One of the stories that The Times ran in the last two weeks (for which I cannot currently find the link) is that the Democratic Party and its largest funders are already so completely in the tank for Hillary Clinton's presidential run that there is simply no alternative to a Clinton nomination.  The probability is not 100%, of course, but the facts do sadly suggest that only a complete meltdown by Clinton would prevent the inevitable.  If so, then Dowd's op-ed is useful for another reason.  Her argument that the Clintons always demand fealty from their friends, even as they put those friends into increasingly difficult situations, suggests that the real lesson from the email story is that Democrats need to accept an important fact: Nothing has changed, and nothing will ever change, when it comes to the Clintons.
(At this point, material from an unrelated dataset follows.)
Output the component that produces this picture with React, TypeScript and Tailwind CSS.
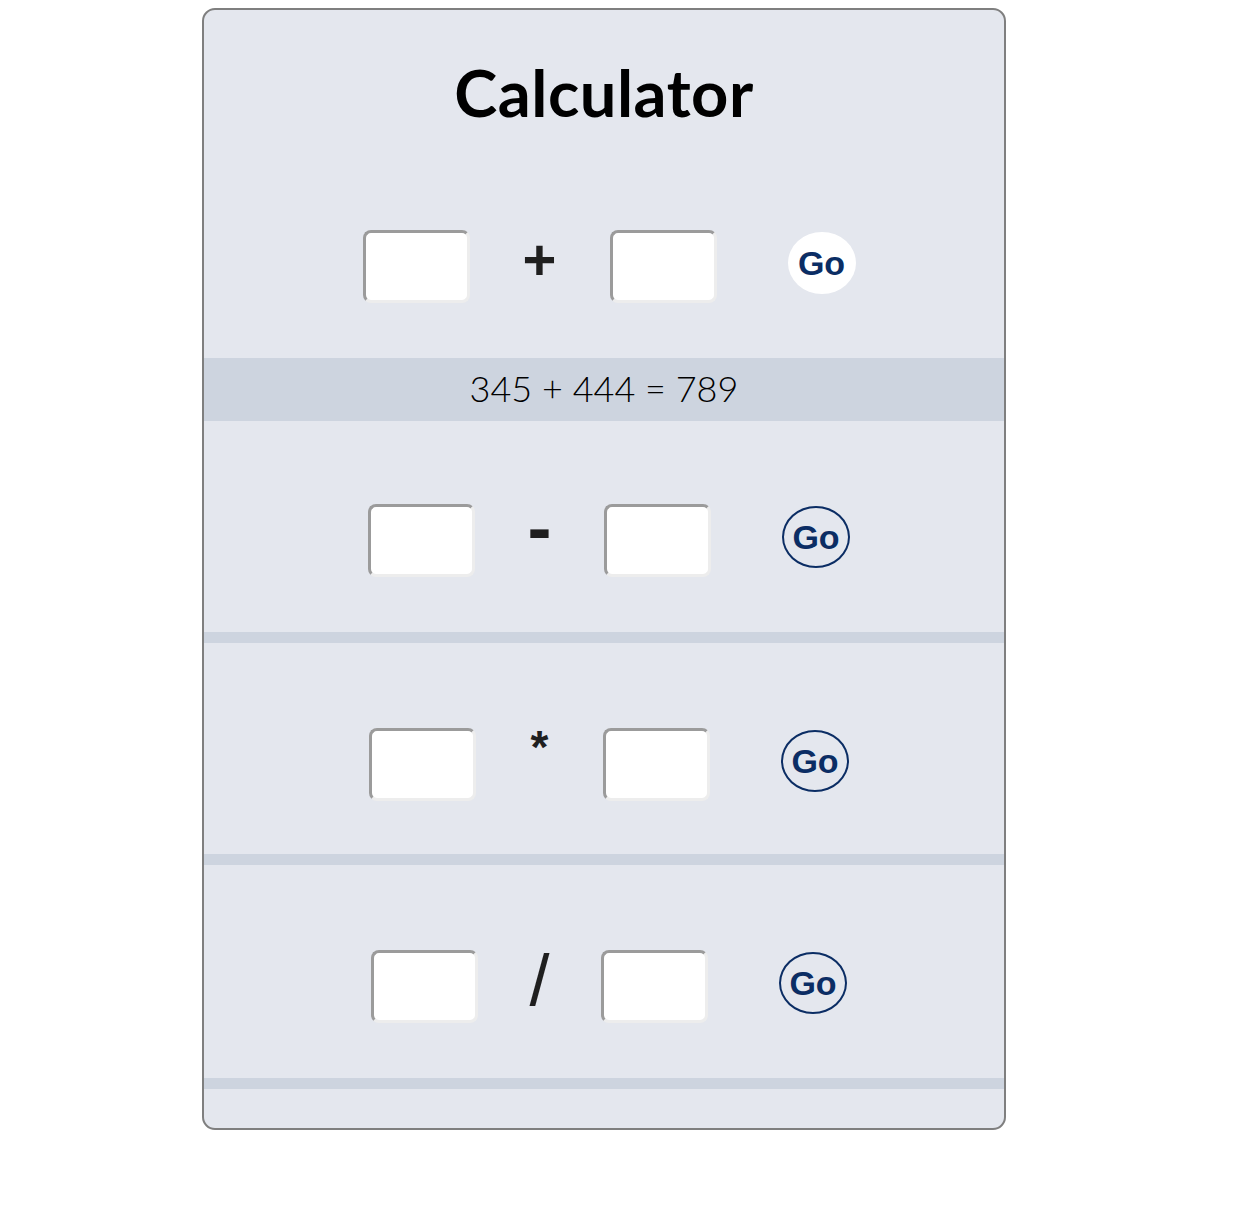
import React from "react";

function NumInput() {
  return (
    <input
      type="text"
      className="w-[107px] h-[73px] shrink-0 bg-white rounded-[8px] border-[3px] border-t-[#9b9b9b] border-l-[#9b9b9b] border-b-[#ededed] border-r-[#ededed] outline-none"
    />
  );
}

function GoButton({ filled }: { filled?: boolean }) {
  return (
    <button
      className={
        "w-[68px] h-[62px] shrink-0 mt-[2px] rounded-[50%] flex items-center justify-center text-[#0b2d64] text-[34px] font-bold leading-none " +
        (filled ? "bg-white" : "border-2 border-[#0b2d64] bg-transparent")
      }
      style={{ fontFamily: '"Liberation Sans", Arial, sans-serif' }}
    >
      Go
    </button>
  );
}

function Row({
  op,
  opWidth,
  opClass,
  filled,
}: {
  op: string;
  opWidth: string;
  opClass: string;
  filled?: boolean;
}) {
  return (
    <div className="flex items-start justify-center pl-[10px] h-[73px]">
      <NumInput />
      <div className={"flex justify-center shrink-0 " + opWidth}>
        <span
          className={"text-[#1f1f1f] leading-none " + opClass}
          style={{ fontFamily: '"Liberation Sans", Arial, sans-serif' }}
        >
          {op}
        </span>
      </div>
      <NumInput />
      <div className="w-[71px] shrink-0" />
      <GoButton filled={filled} />
    </div>
  );
}

export default function App() {
  return (
    <div className="min-h-screen bg-white pt-[8px] pl-[202px]">
      <div className="w-[804px] h-[1122px] bg-[#e4e7ee] border-2 border-[#7f7f7f] rounded-[13px] overflow-hidden flex flex-col">
        <h1
          className="text-center text-black text-[65px] font-bold leading-none pt-[50px] h-[220px] tracking-[0.5px]"
          style={{ fontFamily: 'Lato, "Noto Sans", sans-serif' }}
        >
          Calculator
        </h1>

        <Row op="+" opWidth="w-[140px]" opClass="text-[58px] font-bold mt-[1px]" filled />
        <div className="h-[55px]" />
        <div
          className="h-[63px] bg-[#cdd4df] flex items-center justify-center pb-[4px] text-[36px] font-light text-black"
          style={{ fontFamily: 'Lato, "Noto Sans", sans-serif' }}
        >
          345 + 444 = 789
        </div>

        <div className="h-[83px]" />
        <Row op="-" opWidth="w-[129px]" opClass="text-[72px] font-bold mt-[-13px]" />
        <div className="h-[55px]" />
        <div className="h-[11px] bg-[#cdd4df]" />

        <div className="h-[85px]" />
        <Row op="*" opWidth="w-[127px]" opClass="text-[46px] font-bold mt-[-4px]" />
        <div className="h-[53px]" />
        <div className="h-[11px] bg-[#cdd4df]" />

        <div className="h-[85px]" />
        <Row op="/" opWidth="w-[123px]" opClass="text-[72px] mt-[-6px]" />
        <div className="h-[55px]" />
        <div className="h-[11px] bg-[#cdd4df]" />
      </div>
    </div>
  );
}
Since these discussions are often carried on in terms of "relationships," perhaps the best way to describe this lesson is with the best relationship advice that I have ever heard: "Don't marry someone thinking that you can change them into someone you could love.  If you're going to be with someone, do so because you love them as they are, and you'd better accept that they are almost certainly not going to change."
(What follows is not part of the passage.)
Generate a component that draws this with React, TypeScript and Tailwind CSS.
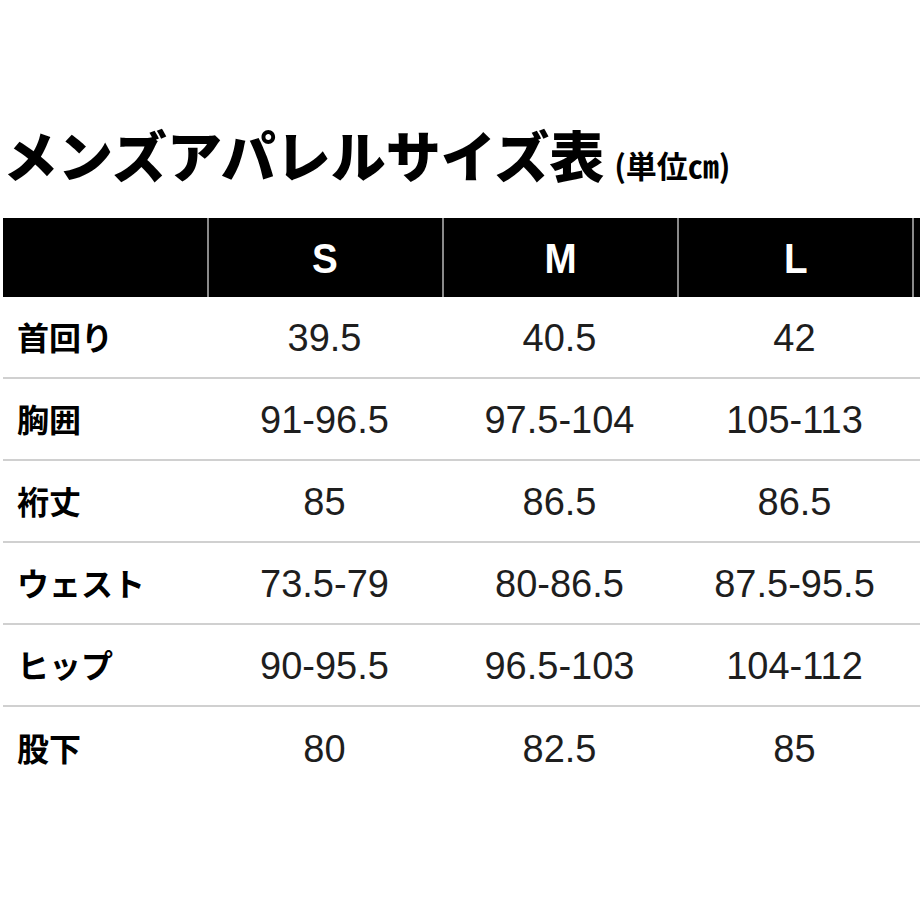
const sizes = ["S", "M", "L"];

const rows: { label: string; values: string[] }[] = [
  { label: "首回り", values: ["39.5", "40.5", "42"] },
  { label: "胸囲", values: ["91-96.5", "97.5-104", "105-113"] },
  { label: "裄丈", values: ["85", "86.5", "86.5"] },
  { label: "ウェスト", values: ["73.5-79", "80-86.5", "87.5-95.5"] },
  { label: "ヒップ", values: ["90-95.5", "96.5-103", "104-112"] },
  { label: "股下", values: ["80", "82.5", "85"] },
];

const grid = "grid grid-cols-[204px_235px_235px_235px_235px]";

export default function App() {
  return (
    <div className="h-[920px] w-[920px] overflow-hidden bg-white font-['Noto_Sans_CJK_JP',sans-serif] text-black">
      {/* タイトル */}
      <div className="flex items-end pl-[3px] pt-[126px]">
        <h1 className="text-[55px] font-black leading-none">
          メンズアパレルサイズ表
        </h1>
        <span className="mb-[1px] ml-[10px] text-[31px] font-bold leading-none">
          (単位㎝)
        </span>
      </div>

      {/* 表 */}
      <div className="ml-[3px] mt-[37px] w-[1200px]">
        <div className={`${grid} h-[79px] bg-black`}>
          <div />
          {[...sizes, ""].map((s, i) => (
            <div
              key={i}
              className="flex items-center justify-center border-l-2 border-[#8a8a8a] pt-[2px] font-['Liberation_Sans',sans-serif] text-[42px] font-bold leading-none text-white"
            >
              <span className="inline-block scale-x-[0.92]">{s}</span>
            </div>
          ))}
        </div>

        {rows.map((row, i) => (
          <div
            key={row.label}
            className={`${grid} h-[82px] ${i < rows.length - 1 ? "border-b-2 border-[#d0d0d0]" : ""}`}
          >
            <div className="flex items-center pb-[2px] pl-[14px] text-[32px] font-bold leading-none">
              {row.label}
            </div>
            {row.values.map((v, j) => (
              <div
                key={j}
                className="flex items-center justify-center pt-[2px] font-['Liberation_Sans',sans-serif] text-[38px] leading-none text-[#1e1e1e]"
              >
                {v}
              </div>
            ))}
            <div />
          </div>
        ))}
      </div>
    </div>
  );
}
Personally, I was disappointed to learn that there really is no alternative to Hillary Clinton as the Democratic nominee.  Now, however, I am adjusting my expectations to expect more of the same from her.  I will surely vote for her against any opponent in the general election, but I will also plan on four or eight years of unnecessary and destructive Clintonian drama, center-right policies dressed up with liberal-sounding rhetoric, and hours spent trying to figure out the difference between attacks from the (very real) "vast right-wing conspiracy" and legitimate criticisms of what will surely be a deeply compromised presidency.